Very recently, I've been writing some low-level code. There was a long while I'd thought this was out of my league. Then I realized several things:
- I was not happy with several characteristics of the low-level code other people had written and I was depending on.
- I had done some more low-level stuff long ago - like a couple simple but legitimately useful assembly programs in DOS, and even a patch that added a sort of capability system to the OpenBSD kernel. (I never polished up the patch enough to send it in to them or anything, but the point is that it essentially worked, and I wasn't afraid to take it on.)
- When I'd done those things back in the day, I wasn't anywhere near as good a coder as I am now.
- The only reason I'd been unable to do these things more recently is an attitude that I'm not good enough, not a reality. (It's an attitude a lot of people in low-level code promote, I think. They so much don't want to waste their time with people who really are bad that they probably don't mind scaring off a few people who are in fact good but don't realize it. Also, I think there's ego involved - it's an exclusive club, why not let it stay that way.)
So I think the moral of the story is to just be fearless/persistent. If you're not confident, there are plenty of ways you can improve without even involving anyone else:
- Read the code. It sounds obvious, but there's a lot of code I'd stayed away from even looking at because of intimidation.
- Try experiments. Make a change, set a hypothesis about what it will do, and run it. Then see why you were wrong, if you were. Then try it again. Even just getting in the habit of running the build system will help, and setting up experiments like this will help your debugging.
- Find something lacking and try to fix it.
And then, if you're still not comfortable talking on the linux-kernel list, I think you have at least another couple choices:
- If you're lucky, you're friendly with someone more skilled and can use him/her to screen questions.

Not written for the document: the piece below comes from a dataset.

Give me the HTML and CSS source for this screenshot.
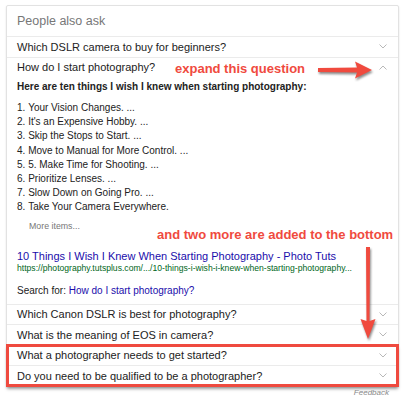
FILE: index.html
```html
<!DOCTYPE html>
<html lang="en">
<head>
  <meta charset="UTF-8">
  <title>People also ask</title>
  <link rel="stylesheet" href="styles.css">
</head>
<body>
  <div class="paa">
    <div class="paa-title">People also ask</div>

    <div class="q">
      <div class="q-head">
        <span>Which DSLR camera to buy for beginners?</span>
        <svg class="chev" viewBox="0 0 8 5"><path d="M0.5 0.5 L4 4 L7.5 0.5"/></svg>
      </div>
    </div>

    <div class="q">
      <div class="q-head">
        <span>How do I start photography?</span>
        <svg class="chev" viewBox="0 0 8 5"><path d="M0.5 4.5 L4 1 L7.5 4.5"/></svg>
      </div>
      <div class="answer">
        <div class="answer-lead">Here are ten things I wish I knew when starting photography:</div>
        <ol class="answer-list">
          <li>Your Vision Changes. ...</li>
          <li>It's an Expensive Hobby. ...</li>
          <li>Skip the Stops to Start. ...</li>
          <li>Move to Manual for More Control. ...</li>
          <li>5. Make Time for Shooting. ...</li>
          <li>Prioritize Lenses. ...</li>
          <li>Slow Down on Going Pro. ...</li>
          <li>Take Your Camera Everywhere.</li>
        </ol>
        <div class="more">More items...</div>
        <a class="src-title" href="#">10 Things I Wish I Knew When Starting Photography - Photo Tuts</a>
        <div class="src-url">https://photography.tutsplus.com/.../10-things-i-wish-i-knew-when-starting-photography...</div>
        <div class="search-for">Search for: <a href="#">How do I start photography?</a></div>
      </div>
    </div>

    <div class="q">
      <div class="q-head">
        <span>Which Canon DSLR is best for photography?</span>
        <svg class="chev" viewBox="0 0 8 5"><path d="M0.5 0.5 L4 4 L7.5 0.5"/></svg>
      </div>
    </div>

    <div class="q">
      <div class="q-head">
        <span>What is the meaning of EOS in camera?</span>
        <svg class="chev" viewBox="0 0 8 5"><path d="M0.5 0.5 L4 4 L7.5 0.5"/></svg>
      </div>
    </div>

    <!-- the two new questions, boxed in red -->
    <div class="added">
      <div class="q">
        <div class="q-head">
          <span>What a photographer needs to get started?</span>
          <svg class="chev" viewBox="0 0 8 5"><path d="M0.5 0.5 L4 4 L7.5 0.5"/></svg>
        </div>
      </div>
      <div class="q">
        <div class="q-head">
          <span>Do you need to be qualified to be a photographer?</span>
          <svg class="chev" viewBox="0 0 8 5"><path d="M0.5 0.5 L4 4 L7.5 0.5"/></svg>
        </div>
      </div>
    </div>
  </div>

  <div class="feedback">Feedback</div>

  <!-- annotations -->
  <div class="note note-expand">expand this question</div>
  <svg class="arrow arrow-right" viewBox="0 0 58 22">
    <path d="M2 9 L41 8.5 L39 2.5 L56 11 L39 19.5 L41 13.5 L2 13 Z"/>
  </svg>

  <div class="note note-added">and two more are added to the bottom</div>
  <svg class="arrow arrow-down" viewBox="0 0 18 96">
    <path d="M7 2 L11 2 L10.5 76 L16.5 74 L9 94 L1.5 74 L7.5 76 Z"/>
  </svg>
</body>
</html>
```

FILE: styles.css
```css
body {
  margin: 0;
  background: #fff;
  font-family: "Liberation Sans", Arial, sans-serif;
  color: #222;
  position: relative;
}

.paa {
  margin: 5px 8px 0 6px;
  border: 1px solid #e2e2e2;
  border-radius: 2px;
  box-shadow: 0 1px 2px rgba(0,0,0,0.12);
  background: #fff;
}

.paa-title {
  height: 30px;
  padding-left: 10px;
  display: flex;
  align-items: center;
  font-size: 12.5px;
  color: #777;
}

.q {
  border-top: 1px solid #ebebeb;
}

.q-head {
  height: 19.5px;
  padding: 0 10px;
  display: flex;
  align-items: center;
  justify-content: space-between;
  font-size: 11px;
  color: #222;
}

.chev {
  width: 8px;
  height: 5px;
  margin-right: 1px;
  fill: none;
  stroke: #b0b0b0;
  stroke-width: 0.9;
}

.answer {
  padding: 0 10px 7px;
}

.answer-lead {
  margin-top: 4px;
  font-size: 10px;
  line-height: 12px;
  font-weight: bold;
}

.answer-list {
  margin: 8px 0 0;
  padding: 0;
  list-style-position: inside;
  font-size: 10px;
  line-height: 14.2px;
}

.more {
  margin-top: 5px;
  padding-left: 12px;
  font-size: 8.8px;
  line-height: 12px;
  color: #777;
}

.src-title {
  display: block;
  margin-top: 18px;
  font-size: 11px;
  line-height: 13px;
  color: #1a0dab;
  text-decoration: none;
}

.src-url {
  font-size: 8.6px;
  line-height: 11px;
  color: #006621;
  white-space: nowrap;
}

.search-for {
  margin-top: 11px;
  font-size: 10px;
  line-height: 12px;
}

.search-for a {
  color: #1a0dab;
  text-decoration: none;
}

.added {
  outline: 3px solid #ef4a3f;
  outline-offset: -2px;
  box-shadow: 0 3px 3px rgba(0,0,0,0.35);
}

.feedback {
  margin: 1px 18px 0 0;
  text-align: right;
  font-size: 8px;
  line-height: 9px;
  font-style: italic;
  color: #888;
}

.note {
  position: absolute;
  font-size: 13px;
  font-weight: bold;
  color: #f04a3e;
  white-space: nowrap;
}

.note-expand {
  left: 175px;
  top: 61px;
}

.note-added {
  left: 157px;
  top: 227px;
}

.arrow {
  position: absolute;
  fill: #f04a3e;
  filter: drop-shadow(1px 2px 1px rgba(0,0,0,0.45));
}

.arrow-right {
  left: 316px;
  top: 59px;
  width: 58px;
  height: 22px;
}

.arrow-down {
  left: 359px;
  top: 245px;
  width: 18px;
  height: 96px;
}
```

- There's a couple lists like kernel-janitors and kernel-newbies to dip your feet in the water.
- Sometimes in the process of writing an eloquent question through email you'll figure out the answer yourself. (Did you see the teddy bear anecdote in the debugging link above?)
As for myself, I'm taking my own advice to make sigsafe - an alternate set of system call wrappers (libc level) that eliminate a couple race conditions involving signals, without a performance penalty. It's going well - the code works, and I have a race condition checker and microbenchmark to prove it. I just released my first version. Now I'm working on the documentation; it still needs a lot of work. (I could use plenty of help with this project! If you want to try low-level programming, it's a great way. It requires writing assembly for each combination of operating system and architecture. I've only written it for two systems. There are plenty left, and public systems to do it on if you don't have access to exotic machines of your own. Plus, you can hopefully gain some low-level understanding by proof-reading and helping me write the documentation.)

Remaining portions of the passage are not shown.